D vs VM-based platforms

gareis dhasenan at gmail.com
Mon Apr 30 21:43:14 PDT 2007


Sean Kelly wrote:
...
> That said, JIT optimization is still a relatively new practice, and with 
> more cores being added to computers these days it's entirely possible 
> that a JIT optimizer could run on one or more background CPUs and do 
> much better than today.

And then you're sacrificing two or three cores to run one thread, rather 
than sacrificing most of the developer's computational power at compile 
time and running as efficiently (or more so) with at most one core per 
thread.

Now, if the compiler cached its optimizations on disk, you could 
potentially get similar optimizations after some large number of runs. 
However, in the interim the program would run slower than the optimized 
precompiled code, and would start slower than the JIT code that didn't 
cache its optimizations (because that caching takes disk time, and 
that's one of the most expensive resources).

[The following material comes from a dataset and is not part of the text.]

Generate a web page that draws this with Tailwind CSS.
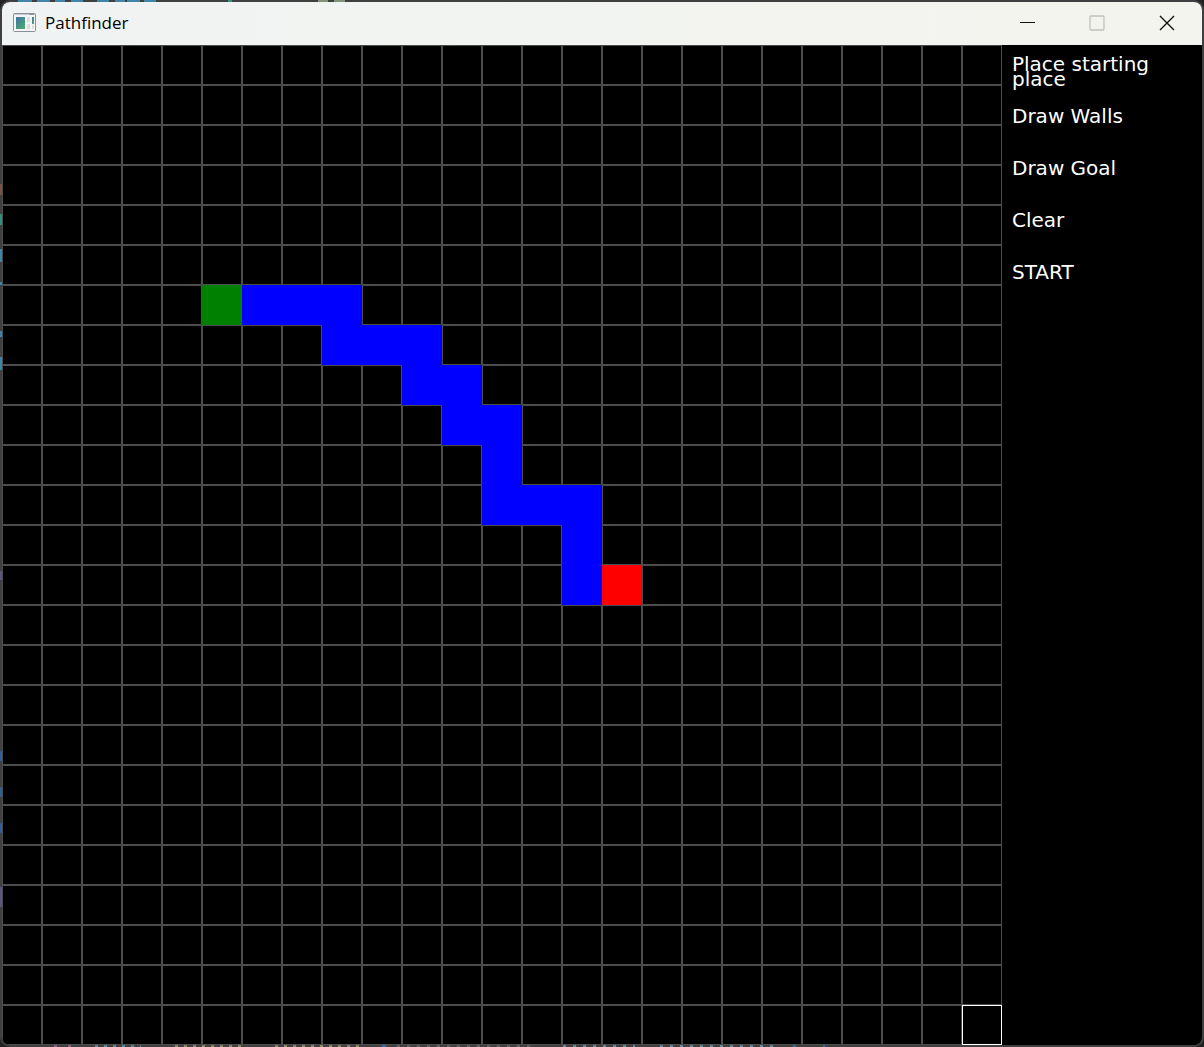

Of course, your runtime compiler can optimize for your user's current 
CPU, even if that changes. I suppose you could create binaries optimized 
for each CPU and have a script determine which is appropriate for the 
current CPU, but that's spending disk space (also quite scarce) in 
exchange for CPU time (relatively abundant).

I don't know how to solve this problem, but it's an interesting one.